Explains Pereira: "Indians have been absorbing elements of Western culture since the days of the Raj [a name given to the British imperialist presence in India that lasted until 1947], but the music has always retained a bit of the tradition it came from. It still does. You can listen to any pop music today in Bombay and still hear the tradition that created it."
Perhaps the best known of Indi-pop styles is the rollicking bhangra. The traditional music of weddings and festivals for the Punjabi people, bhangra also began to enjoy massive popularity in European clubs in the 1980s. "The big bhangra explosion started in London," Pereira says. "There are a lot of Punjabi immigrants there, and when they began remixing traditional songs for the clubs, the music started to take on Western pop and rock influences."

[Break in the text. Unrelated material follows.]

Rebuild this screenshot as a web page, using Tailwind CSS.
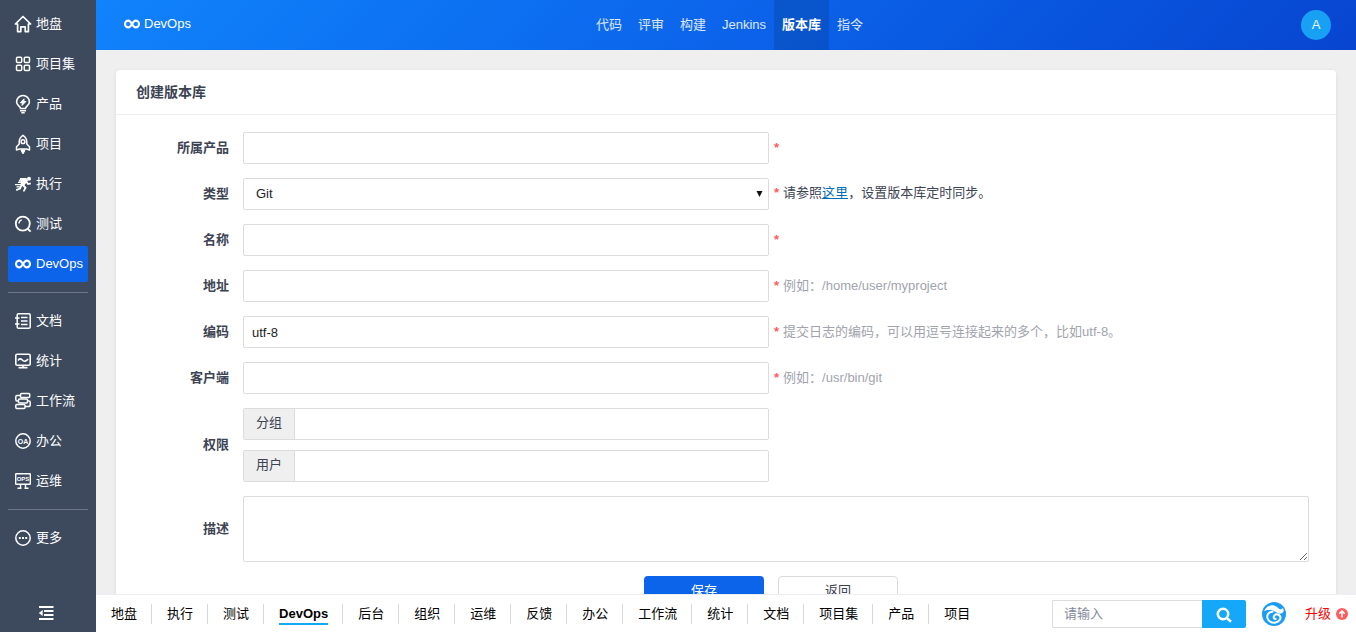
<!DOCTYPE html>
<html lang="zh-CN">
<head>
    <meta charset="UTF-8">
    <meta name="viewport" content="width=device-width, initial-scale=1.0">
    <title>创建版本库</title>
    <script src="https://cdn.jsdelivr.net/npm/@tailwindcss/browser@4"></script>
</head>
<body class="flex h-screen overflow-hidden bg-[#efefef] font-['Liberation_Sans','Noto_Sans_CJK_SC',sans-serif] text-[13px] leading-5 text-[#3c4353]">
    <!-- 左侧主菜单 -->
    <aside class="flex w-24 shrink-0 flex-col justify-between bg-[#3d4a5e] px-2 text-white">
        <nav class="flex flex-col gap-1 pt-1.5">
            <a href="#" class="flex h-9 items-center gap-[5px] rounded-xs px-[7px]">
                <svg class="size-4 shrink-0 overflow-visible" viewBox="0 0 16 16" fill="none" stroke="currentColor" stroke-width="1.7" stroke-linejoin="round" stroke-linecap="round"><path d="M.4 8 8 .5 15.600 8h-2.200v7.600h-3.200v-4.800H5.800v4.800H2.600V8z"/></svg>
                <span>地盘</span>
            </a>
            <a href="#" class="flex h-9 items-center gap-[5px] rounded-xs px-[7px]">
                <svg class="size-4 shrink-0" viewBox="0 0 16 16" fill="none" stroke="currentColor" stroke-width="1.5"><rect x="1.500" y="1.300" width="5.200" height="5.200" rx="1"/><rect x="9.300" y="1.300" width="5.200" height="5.200" rx="1"/><rect x="1.500" y="9.300" width="5.200" height="5.200" rx="1"/><rect x="9.300" y="9.300" width="5.200" height="5.200" rx="1"/></svg>
                <span>项目集</span>
            </a>
            <a href="#" class="flex h-9 items-center gap-[5px] rounded-xs px-[7px]">
                <svg class="size-4 shrink-0 overflow-visible" viewBox="0 0 16 16" fill="none" stroke="currentColor" stroke-width="1.6"><path d="M5.500 12.500c0-2-3.900-3-3.900-6.600a6.400 6.400 0 0 1 12.800 0c0 3.600-3.900 4.600-3.900 6.600zM5 14.800h6M6.300 16.700h3.400"/><path d="M9 2.800 5.300 6.700h2L7 9.500l3.900-4h-2z" fill="currentColor" stroke-width="1"/></svg>
                <span>产品</span>
            </a>
            <a href="#" class="flex h-9 items-center gap-[5px] rounded-xs px-[7px]">
                <svg class="size-4 shrink-0 overflow-visible" viewBox="0 0 16 16" fill="none" stroke="currentColor" stroke-width="1.500" stroke-linejoin="round"><path d="M8-.7C5.300 1 4.200 3 4.200 6v2L1.500 10.700v3.300l3-1h7l3 1v-3.300L11.800 8V6C11.800 3 10.700 1 8-.7z"/><circle cx="8" cy="5.700" r="1.900"/><path d="M6.500 13.500v1.200L8 17.300l1.500-2.600v-1.200" fill="currentColor"/></svg>
                <span>项目</span>
            </a>
            <a href="#" class="flex h-9 items-center gap-[5px] rounded-xs px-[7px]">
                <svg class="size-4 shrink-0 overflow-visible" viewBox="0 0 16 16" fill="none" stroke="currentColor"><circle cx="14" cy="2.700" r="2" fill="currentColor" stroke="none"/><path d="M5 2h6.300l1.700 2.500-3.500 4.700 2.200 2.300-2.200 4H7.800l1.500-3.800L6 9z" fill="currentColor" stroke="none"/><path d="M11.300 5.500 13 8l2.800-.7M6.700 8.800 5 12.600l-3.800 1.600" stroke-width="1.800"/><path d="m6.500 2.500-2.300 3" stroke-width="1.600"/><path d="M3 6.300h4M0 8.600h6M1.500 10.900h3.500" stroke-width="1.200"/></svg>
                <span>执行</span>
            </a>
            <a href="#" class="flex h-9 items-center gap-[5px] rounded-xs px-[7px]">
                <svg class="size-4 shrink-0 overflow-visible" viewBox="0 0 16 16" fill="none" stroke="currentColor" stroke-width="1.800"><circle cx="7.800" cy="7.600" r="7"/><path d="m12.300 12.300 3.300 3.400"/><path d="M3.900 7.500A4 4 0 0 1 6.800 3.900" stroke-width="1.300"/></svg>
                <span>测试</span>
            </a>
            <a href="#" class="flex h-9 items-center gap-[5px] rounded-xs bg-[#0c64eb] px-[7px]">
                <svg class="size-4 shrink-0" viewBox="0 0 16 16" fill="none" stroke="currentColor" stroke-width="2.100"><path d="M8 8C6.500 5.500 5.500 4.600 4.400 4.600a3.400 3.400 0 0 0 0 6.800C5.500 11.400 6.500 10.500 8 8s2.500-3.400 3.600-3.400a3.400 3.400 0 0 1 0 6.800C10.500 11.400 9.500 10.500 8 8z"/></svg>
                <span>DevOps</span>
            </a>
            <hr class="my-1.5 border-[#6c7687]">
            <a href="#" class="flex h-9 items-center gap-[5px] rounded-xs px-[7px]">
                <svg class="size-4 shrink-0" viewBox="0 0 16 16" fill="none" stroke="currentColor" stroke-width="1.500"><rect x="2.200" y=".8" width="13" height="14.400" rx="1.300"/><path d="M0 5h4.500M0 11h4.500M6 4.500h6.500M6 8h6.500M6 11.500h6.500"/></svg>
                <span>文档</span>
            </a>
            <a href="#" class="flex h-9 items-center gap-[5px] rounded-xs px-[7px]">
                <svg class="size-4 shrink-0" viewBox="0 0 16 16" fill="none" stroke="currentColor" stroke-width="1.600"><rect x=".8" y="1.300" width="14.400" height="10.900" rx="1.300"/><path d="M3 7.500c1.500-2 2.800-2 4-.7s2.500 1.700 3.500 1.200S12.300 7 13 6"/><path d="M3.500 14.600h9M8 12v2.500"/></svg>
                <span>统计</span>
            </a>
            <a href="#" class="flex h-9 items-center gap-[5px] rounded-xs px-[7px]">
                <svg class="size-4 shrink-0 overflow-visible" viewBox="0 0 16 16" fill="none" stroke="currentColor" stroke-width="1.500"><rect x="5.500" y=".5" width="9.200" height="3.900" rx="1"/><rect x="3.500" y="6.100" width="9" height="3.800" rx="1"/><rect x=".8" y="11.600" width="9.200" height="3.900" rx="1"/><path d="M5.500 2.500H2Q.8 2.500.8 4v2.500Q.8 8 2 8h1.500M12.500 8H14q1.200 0 1.200 1.300v2.700q0 1.500-1.200 1.500h-4"/></svg>
                <span>工作流</span>
            </a>
            <a href="#" class="flex h-9 items-center gap-[5px] rounded-xs px-[7px]">
                <svg class="size-4 shrink-0" viewBox="0 0 16 16" fill="none" stroke="currentColor" stroke-width="1.500"><circle cx="8" cy="8" r="7.200"/><text x="8" y="10.500" text-anchor="middle" font-size="7" font-weight="700" fill="currentColor" stroke="none">OA</text></svg>
                <span>办公</span>
            </a>
            <a href="#" class="flex h-9 items-center gap-[5px] rounded-xs px-[7px]">
                <svg class="size-4 shrink-0" viewBox="0 0 16 16" fill="none" stroke="currentColor" stroke-width="1.400"><rect x=".7" y=".7" width="14.600" height="10.600" rx=".5"/><text x="8" y="8.200" text-anchor="middle" font-size="6" font-weight="700" fill="currentColor" stroke="none">OPS</text><path d="M5.500 11.500v3.500M10.500 11.500v3.500M2.500 15.200h4M9.500 15.200h4"/></svg>
                <span>运维</span>
            </a>
            <hr class="my-1.5 border-[#6c7687]">
            <a href="#" class="flex h-9 items-center gap-[5px] rounded-xs px-[7px]">
                <svg class="size-4 shrink-0" viewBox="0 0 16 16" fill="none" stroke="currentColor" stroke-width="1.500"><circle cx="8" cy="8" r="7.200"/><path d="M3.800 8h2M7 8h2M10.200 8h2" stroke-width="2"/></svg>
                <span>更多</span>
            </a>
        </nav>
        <button type="button" aria-label="收起菜单" class="flex h-[38px] items-center justify-center pr-1">
            <svg class="size-4" viewBox="0 0 16 16" fill="none" stroke="currentColor" stroke-width="1.900"><path d="M1 2h14.500M6 6h9.500M6 10h9.500M1 14h14.500"/><path d="M4.700 5v6L.8 8z" fill="currentColor" stroke="none"/></svg>
        </button>
    </aside>

    <div class="flex min-w-0 flex-1 flex-col">
        <!-- 顶部导航 -->
        <header class="grid h-[50px] shrink-0 grid-cols-[1fr_auto_1fr] items-center bg-linear-135 from-[#1183fb] via-[#0c64eb] to-[#0845d0] pr-[17px] pl-6">
            <a href="#" class="flex items-center gap-1 pb-0.5 pl-1 text-white">
                <svg class="size-4" viewBox="0 0 16 16" fill="none" stroke="currentColor" stroke-width="2.100"><path d="M8 8C6.500 5.500 5.500 4.600 4.400 4.600a3.400 3.400 0 0 0 0 6.800C5.500 11.400 6.500 10.500 8 8s2.500-3.400 3.600-3.400a3.400 3.400 0 0 1 0 6.800C10.500 11.400 9.500 10.500 8 8z"/></svg>
                <span>DevOps</span>
            </a>
            <nav class="flex h-[50px] leading-[50px] text-white/85">
                <a href="#" class="px-2">代码</a>
                <a href="#" class="px-2">评审</a>
                <a href="#" class="px-2">构建</a>
                <a href="#" class="px-2">Jenkins</a>
                <a href="#" class="bg-black/12 px-2 font-bold text-white">版本库</a>
                <a href="#" class="px-2">指令</a>
            </nav>
            <button type="button" class="mr-2 size-[30px] justify-self-end rounded-full bg-[#18a0f5] text-white/90">A</button>
        </header>

        <!-- 创建表单 -->
        <main class="min-h-0 flex-1 overflow-hidden p-5">
            <div class="rounded bg-white pb-8 shadow-[0_1px_4px_rgba(0,0,0,0.08)]">
                <h2 class="flex h-[45px] items-center border-b border-[#eeeeee] px-5 text-sm font-bold">创建版本库</h2>
                <form class="flex flex-col gap-[14px] pt-[17px] pr-[27px]">
                    <div class="flex items-center gap-[14px]">
                        <label for="product" class="w-[113px] text-right font-bold">所属产品</label>
                        <div class="grid flex-1 grid-cols-[59fr_60fr] items-center gap-[5px]">
                            <input id="product" type="text" class="h-8 rounded-xs border border-[#dcdcdc] px-2 text-[#222222]">
                            <span class="font-bold text-[#ff5d5d]">*</span>
                        </div>
                    </div>
                    <div class="flex items-center gap-[14px]">
                        <label for="scm" class="w-[113px] text-right font-bold">类型</label>
                        <div class="grid flex-1 grid-cols-[59fr_60fr] items-center gap-[5px]">
                            <div class="relative">
                                <select id="scm" class="h-8 w-full appearance-none rounded-xs border border-[#dcdcdc] bg-white px-3 text-[#222222]">
                                    <option>Git</option>
                                    <option>Subversion</option>
                                    <option>GitLab</option>
                                </select>
                                <svg class="pointer-events-none absolute top-3 right-[6px] h-2 w-[7px]" viewBox="0 0 7 8"><path d="M.5 1h6L3.500 7z" fill="#111111"/></svg>
                            </div>
                            <div class="flex items-center gap-1 pb-0.5"><span class="font-bold text-[#ff5d5d]">*</span><span>请参照<a href="#" class="text-[#036eb8] underline">这里</a>，设置版本库定时同步。</span></div>
                        </div>
                    </div>
                    <div class="flex items-center gap-[14px]">
                        <label for="name" class="w-[113px] text-right font-bold">名称</label>
                        <div class="grid flex-1 grid-cols-[59fr_60fr] items-center gap-[5px]">
                            <input id="name" type="text" class="h-8 rounded-xs border border-[#dcdcdc] px-2 text-[#222222]">
                            <span class="font-bold text-[#ff5d5d]">*</span>
                        </div>
                    </div>
                    <div class="flex items-center gap-[14px]">
                        <label for="path" class="w-[113px] text-right font-bold">地址</label>
                        <div class="grid flex-1 grid-cols-[59fr_60fr] items-center gap-[5px]">
                            <input id="path" type="text" class="h-8 rounded-xs border border-[#dcdcdc] px-2 text-[#222222]">
                            <div class="flex items-center gap-1"><span class="font-bold text-[#ff5d5d]">*</span><span class="text-[#a1a4ae]">例如：/home/user/myproject</span></div>
                        </div>
                    </div>
                    <div class="flex items-center gap-[14px]">
                        <label for="encoding" class="w-[113px] text-right font-bold">编码</label>
                        <div class="grid flex-1 grid-cols-[59fr_60fr] items-center gap-[5px]">
                            <input id="encoding" type="text" value="utf-8" class="h-8 rounded-xs border border-[#dcdcdc] px-2 text-[#222222]">
                            <div class="flex items-center gap-1"><span class="font-bold text-[#ff5d5d]">*</span><span class="text-[#a1a4ae]">提交日志的编码，可以用逗号连接起来的多个，比如utf-8。</span></div>
                        </div>
                    </div>
                    <div class="flex items-center gap-[14px]">
                        <label for="client" class="w-[113px] text-right font-bold">客户端</label>
                        <div class="grid flex-1 grid-cols-[59fr_60fr] items-center gap-[5px]">
                            <input id="client" type="text" class="h-8 rounded-xs border border-[#dcdcdc] px-2 text-[#222222]">
                            <div class="flex items-center gap-1"><span class="font-bold text-[#ff5d5d]">*</span><span class="text-[#a1a4ae]">例如：/usr/bin/git</span></div>
                        </div>
                    </div>
                    <div class="flex items-center gap-[14px]">
                        <span class="w-[113px] text-right font-bold">权限</span>
                        <div class="grid flex-1 grid-cols-[59fr_60fr] gap-[5px]">
                            <div class="flex flex-col gap-2.5">
                                <div class="flex h-8 rounded-xs border border-[#dcdcdc]">
                                    <label for="groups" class="border-r border-[#dcdcdc] bg-[#efefef] px-3 leading-7">分组</label>
                                    <input id="groups" type="text" class="min-w-0 flex-1 px-2">
                                </div>
                                <div class="flex h-8 rounded-xs border border-[#dcdcdc]">
                                    <label for="users" class="border-r border-[#dcdcdc] bg-[#efefef] px-3 leading-7">用户</label>
                                    <input id="users" type="text" class="min-w-0 flex-1 px-2">
                                </div>
                            </div>
                        </div>
                    </div>
                    <div class="flex items-center gap-[14px]">
                        <label for="desc" class="w-[113px] text-right font-bold">描述</label>
                        <textarea id="desc" class="h-[66px] flex-1 rounded-xs border border-[#dcdcdc] px-2 py-1"></textarea>
                    </div>
                    <div class="flex justify-center gap-[14px] pl-[117px]">
                        <button type="submit" class="h-8 w-[120px] rounded bg-[#0c64eb] pb-0.5 text-white">保存</button>
                        <button type="button" class="h-8 w-[120px] rounded border border-[#d8dbde] bg-white pb-0.5">返回</button>
                    </div>
                </form>
            </div>
        </main>

        <!-- 底部快捷栏 -->
        <footer class="flex h-[38px] shrink-0 items-center justify-between border-t border-[#ededf5] bg-white pt-0.5 pr-2 pb-px text-black">
            <nav class="flex items-center">
                <a href="#" class="border-r border-[#d8d8d8] pr-[14px] pl-[15px]">地盘</a>
                <a href="#" class="border-r border-[#d8d8d8] pr-[14px] pl-[15px]">执行</a>
                <a href="#" class="border-r border-[#d8d8d8] pr-[14px] pl-[15px]">测试</a>
                <a href="#" class="relative border-r border-[#d8d8d8] pr-[14px] pl-[15px] font-bold">DevOps<span class="absolute right-[14px] -bottom-px left-[15px] h-0.5 bg-[#16a8f8]"></span></a>
                <a href="#" class="border-r border-[#d8d8d8] pr-[14px] pl-[15px]">后台</a>
                <a href="#" class="border-r border-[#d8d8d8] pr-[14px] pl-[15px]">组织</a>
                <a href="#" class="border-r border-[#d8d8d8] pr-[14px] pl-[15px]">运维</a>
                <a href="#" class="border-r border-[#d8d8d8] pr-[14px] pl-[15px]">反馈</a>
                <a href="#" class="border-r border-[#d8d8d8] pr-[14px] pl-[15px]">办公</a>
                <a href="#" class="border-r border-[#d8d8d8] pr-[14px] pl-[15px]">工作流</a>
                <a href="#" class="border-r border-[#d8d8d8] pr-[14px] pl-[15px]">统计</a>
                <a href="#" class="border-r border-[#d8d8d8] pr-[14px] pl-[15px]">文档</a>
                <a href="#" class="border-r border-[#d8d8d8] pr-[14px] pl-[15px]">项目集</a>
                <a href="#" class="border-r border-[#d8d8d8] pr-[14px] pl-[15px]">产品</a>
                <a href="#" class="pr-[14px] pl-[15px]">项目</a>
            </nav>
            <div class="flex items-center">
                <form class="mr-4 flex h-7">
                    <input type="text" aria-label="搜索" placeholder="请输入" class="w-[150px] rounded-l-xs border border-r-0 border-[#dcdcdc] pr-2 pl-[11px] placeholder:text-[#838a9d]">
                    <button type="submit" aria-label="搜索" class="flex w-11 items-center justify-center rounded-r-xs bg-[#16a8f8] pt-0.5 text-white">
                        <svg class="size-4" viewBox="0 0 16 16" fill="none" stroke="currentColor" stroke-width="2.500"><circle cx="7" cy="7" r="5.200"/><path d="m10.500 10.700 4.500 4"/></svg>
                    </button>
                </form>
                <a href="#" aria-label="禅道" class="mr-[19px]">
                    <svg class="size-6" viewBox="0 0 24 24" fill="none"><circle cx="12" cy="12" r="12" fill="#1b9df3"/><path d="M2 9.500C4 4.500 8.500 2.500 12.500 3.700c3.300 1 4 3.300 6 3.600 1.300.2 2-.5 2-1.500 1.800 2 1.500 4.500-.8 5.500-2.500 1-4.700-.5-6.500-1.500C9.500 7.500 5 7.500 2 9.500z" fill="#ffffff"/><path d="M10.500 9.800C6.500 10 4.500 13 5.500 16.200s4.500 5 8 4.300 5.700-3.600 4.700-6-4.200-2.800-5.700-1-.7 3.700 1.200 3.500" stroke="#ffffff" stroke-width="2" stroke-linecap="round"/></svg>
                </a>
                <a href="#" class="flex items-center gap-[5px] text-[#f90000]">
                    <span>升级</span>
                    <svg class="size-3" viewBox="0 0 12 12" fill="none"><circle cx="6" cy="6" r="6" fill="#ff5d5d"/><path d="M6 9.500V3.500M3.300 5.800 6 3l2.700 2.800" stroke="#ffffff" stroke-width="1.600"/></svg>
                </a>
            </div>
        </footer>
    </div>
</body>
</html>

The result is a funky hybrid of disco, mellifluous Middle Eastern vocals, rock, Handsworth dance-hall toasting and a backbeat of woofer-pummeling dholaks cut with hand-claps that sound like bones being segmented with a cricket bat. After the immediate physical response of the human body to bhangra registers in the noodle, it's not difficult to understand why pop music has become a staple in all Indian films and the basis for many of them.
Luckily for us St. Louisans, Seema Enterprises, the area's premier purveyor of Indian groceries, music and videos, brings first-run Bollywood films to the big screen at Northwest Plaza a few weekends each month. Seema's proprietor, Ashwin Patel, spills the peas. "Oh, we've been presenting the films in St. Louis for about ten years now," he intones, in a voice that could cure Calcutta road rage. Hey, thanks for finally letting us know.
Next up on the marquee happens to be India's very first science-fiction film, Koi Mil Gaya, a blockbuster hit in Bombay that's reportedly a message-laden masala of E.T. and Forrest Gump, with more special effects and song-and-dance numbers than you can shake a samosa at. What else needs to be said?